EXERCISE AIM
Only a number is wanted: how many lines in these records contain the word "TypeScript"?

DATASET ROWS
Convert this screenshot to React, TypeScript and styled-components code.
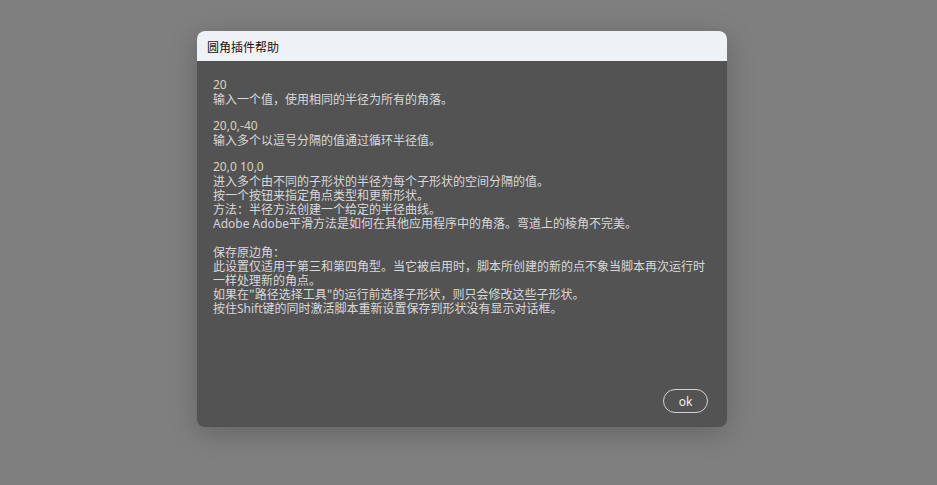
import React from "react";
import styled, { createGlobalStyle } from "styled-components";

const Global = createGlobalStyle`
  html, body { margin: 0; padding: 0; background: #7f7f7f; }
  body { width: 937px; height: 485px; overflow: hidden; }
`;

const Page = styled.div`
  width: 937px;
  height: 485px;
  box-sizing: border-box;
  padding: 31px 0 0 197px;
  display: flex;
  align-items: flex-start;
`;

const Dialog = styled.div`
  width: 530px;
  height: 396px;
  border-radius: 8px;
  overflow: hidden;
  background: #535353;
  box-shadow: 0 6px 28px rgba(0, 0, 0, 0.22);
  display: flex;
  flex-direction: column;
  font-family: "Noto Sans CJK SC", "Noto Sans", sans-serif;
`;

const TitleBar = styled.div`
  height: 30px;
  background: #eff2f5;
  display: flex;
  align-items: center;
  padding: 0 10px;
  font-size: 12px;
  color: #111;
`;

const Body = styled.div`
  flex: 1;
  display: flex;
  flex-direction: column;
  padding: 16px 16px 14px 16px;
  color: #d9d9d9;
  font-size: 12px;
`;

const Text = styled.div`
  flex: 1;
  display: flex;
  flex-direction: column;
`;

const Line = styled.div<{ $num?: boolean }>`
  height: ${(p) => (p.$num ? 15 : 14)}px;
  line-height: ${(p) => (p.$num ? 15 : 14)}px;
  white-space: nowrap;
  font-family: ${(p) =>
    p.$num ? '"Noto Sans", "Noto Sans CJK SC", sans-serif' : '"Noto Sans CJK SC", sans-serif'};
  color: ${(p) => (p.$num ? "#d8d3bf" : "#d9d9d9")};
`;

const Latin = styled.span`
  font-family: "Noto Sans", sans-serif;
  font-size: 12px;
  color: #d2d4dc;
`;

const Gap = styled.div<{ $h: number }>`
  height: ${(p) => p.$h}px;
`;

const Footer = styled.div`
  display: flex;
  justify-content: flex-end;
  padding-right: 3px;
`;

const OkButton = styled.button`
  width: 45px;
  height: 24px;
  border: 1px solid #d2d2d2;
  border-radius: 12px;
  background: transparent;
  color: #f0f0f0;
  font-family: "Noto Sans", sans-serif;
  font-size: 12px;
  padding: 0;
  cursor: pointer;
`;

export default function App() {
  return (
    <>
      <Global />
      <Page>
        <Dialog>
          <TitleBar>圆角插件帮助</TitleBar>
          <Body>
            <Text>
              <Line $num>20</Line>
              <Line>输入一个值，使用相同的半径为所有的角落。</Line>
              <Gap $h={12} />
              <Line $num>20,0,-40</Line>
              <Line>输入多个以逗号分隔的值通过循环半径值。</Line>
              <Gap $h={12} />
              <Line $num>20,0 10,0</Line>
              <Line>进入多个由不同的子形状的半径为每个子形状的空间分隔的值。</Line>
              <Line>按一个按钮来指定角点类型和更新形状。</Line>
              <Line>方法：半径方法创建一个给定的半径曲线。</Line>
              <Line>
                <Latin>Adobe Adobe</Latin>平滑方法是如何在其他应用程序中的角落。弯道上的棱角不完美。
              </Line>
              <Gap $h={15} />
              <Line>保存原边角：</Line>
              <Line>此设置仅适用于第三和第四角型。当它被启用时，脚本所创建的新的点不象当脚本再次运行时</Line>
              <Line>一样处理新的角点。</Line>
              <Line>如果在"路径选择工具"的运行前选择子形状，则只会修改这些子形状。</Line>
              <Line>
                按住<Latin>Shift</Latin>键的同时激活脚本重新设置保存到形状没有显示对话框。
              </Line>
            </Text>
            <Footer>
              <OkButton>ok</OkButton>
            </Footer>
          </Body>
        </Dialog>
      </Page>
    </>
  );
}
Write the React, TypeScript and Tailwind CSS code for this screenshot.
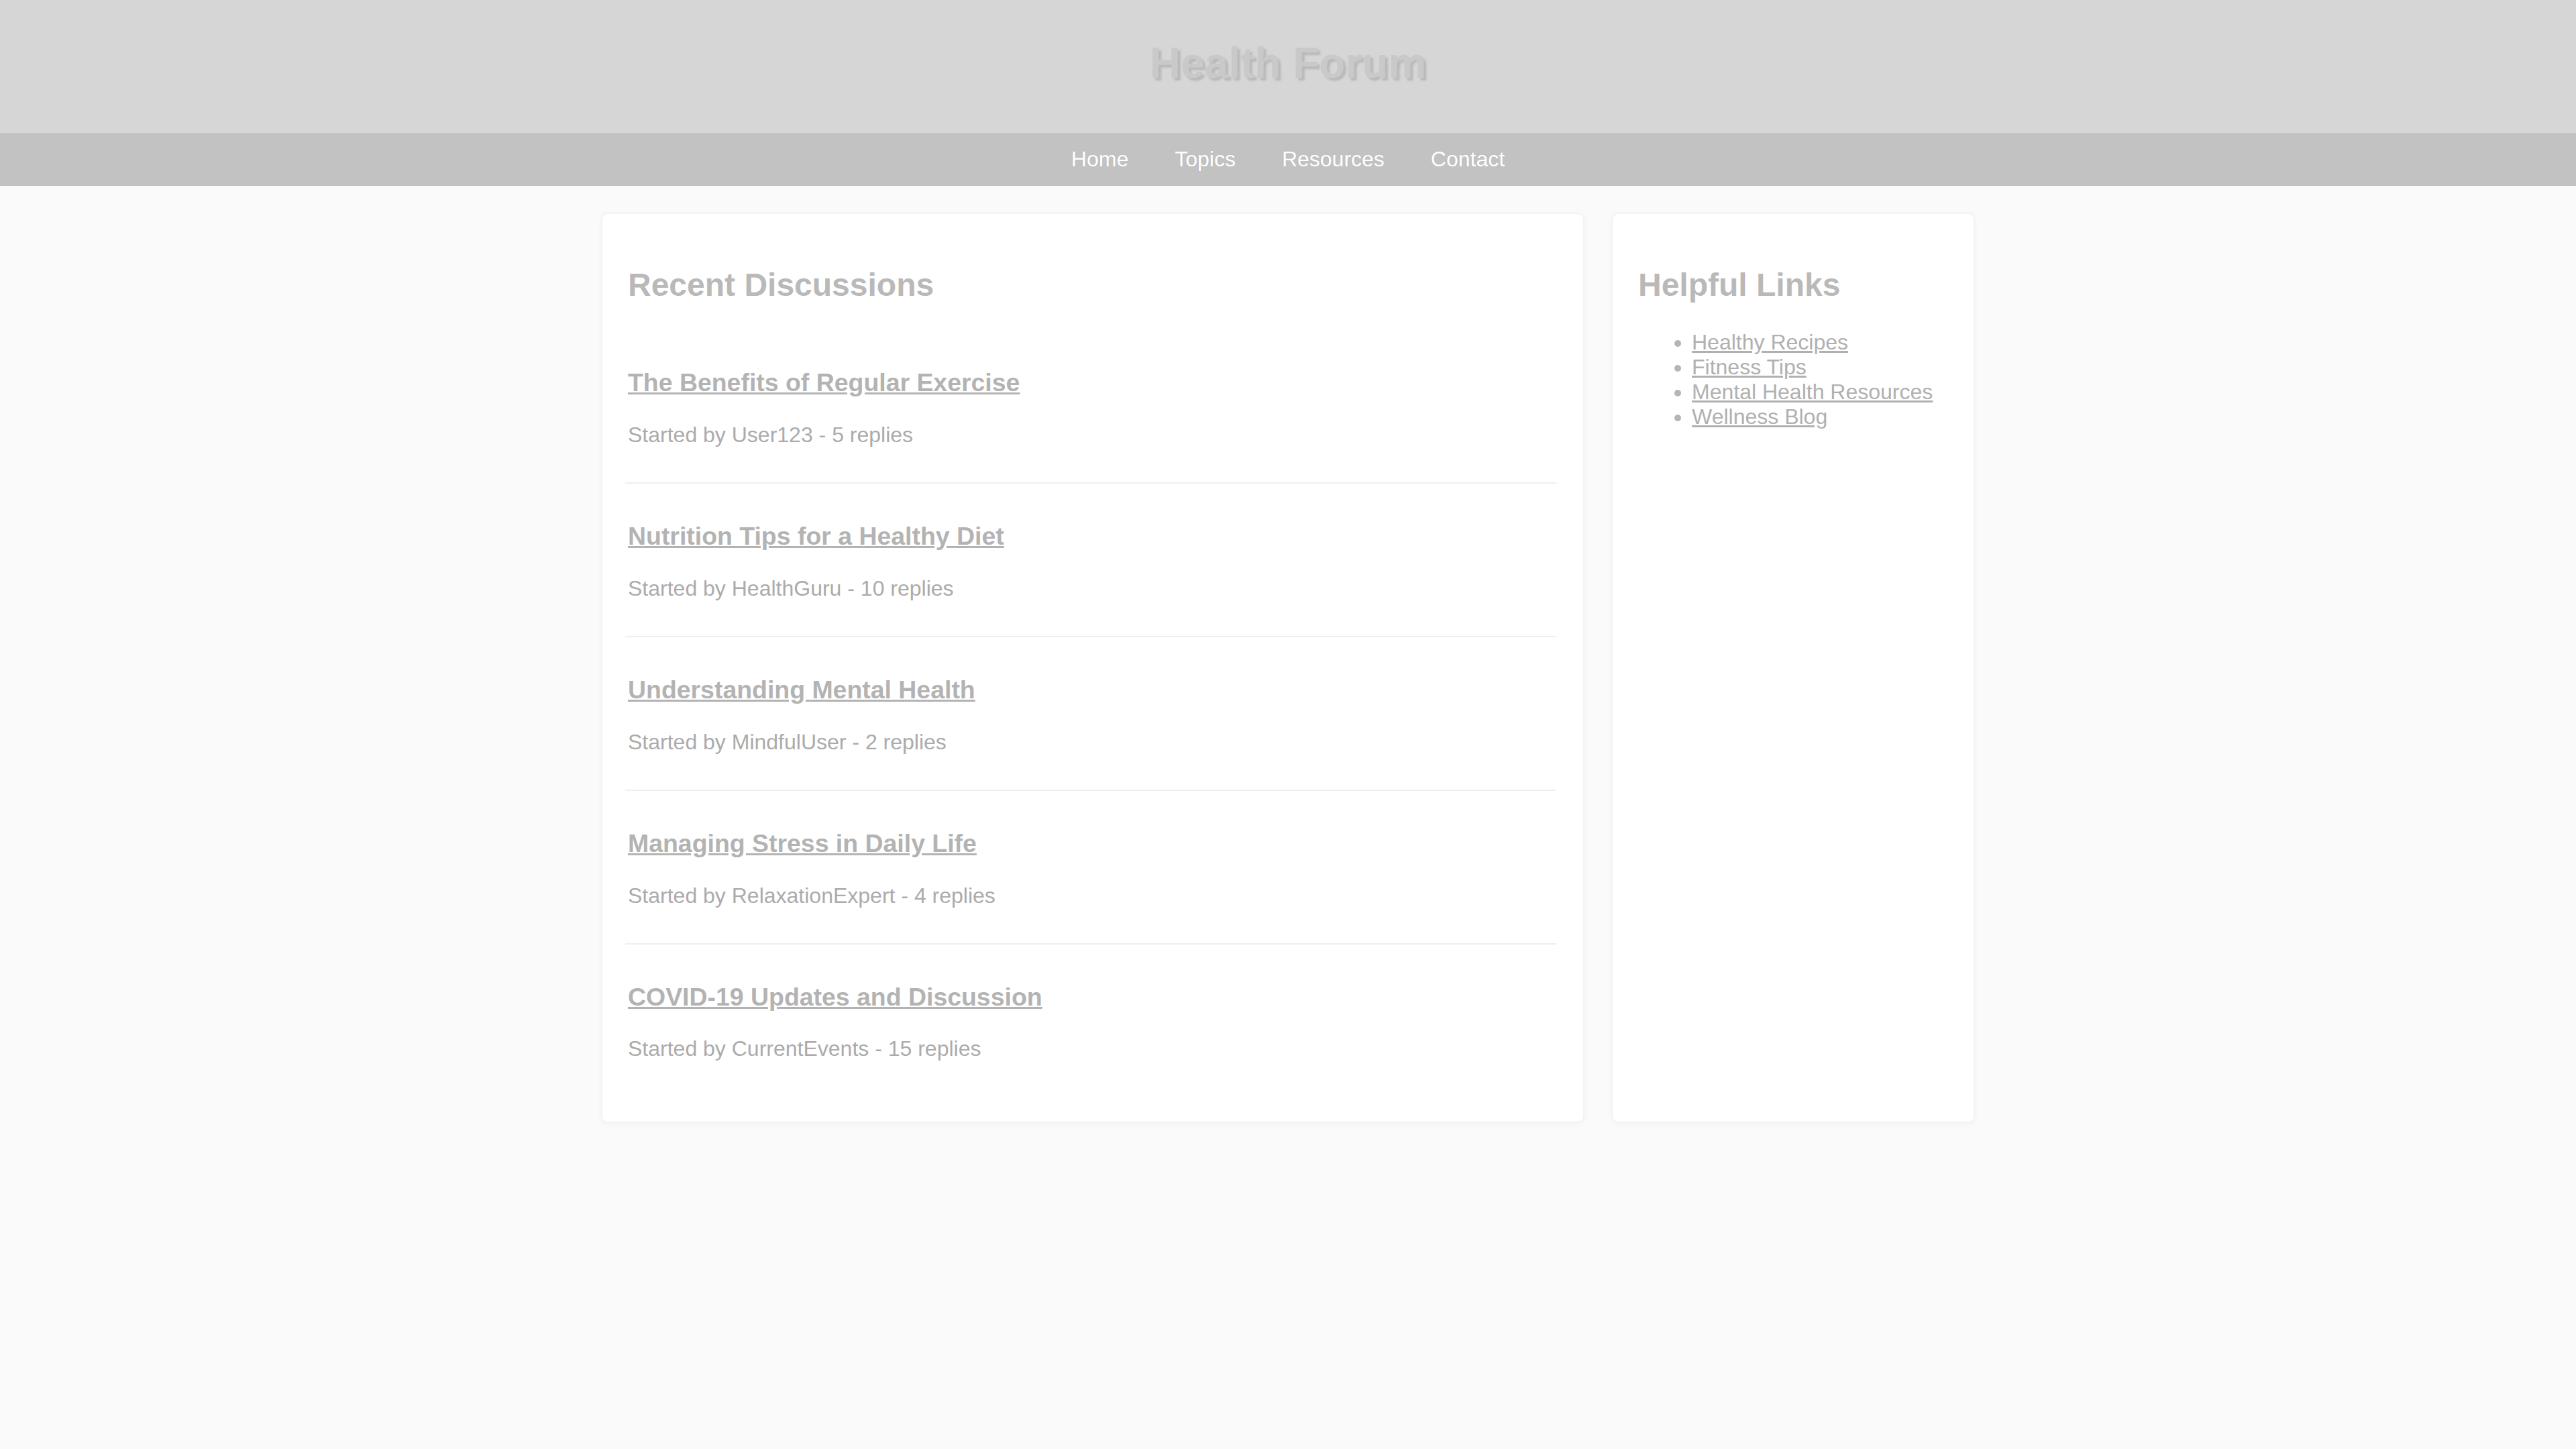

REPLY
2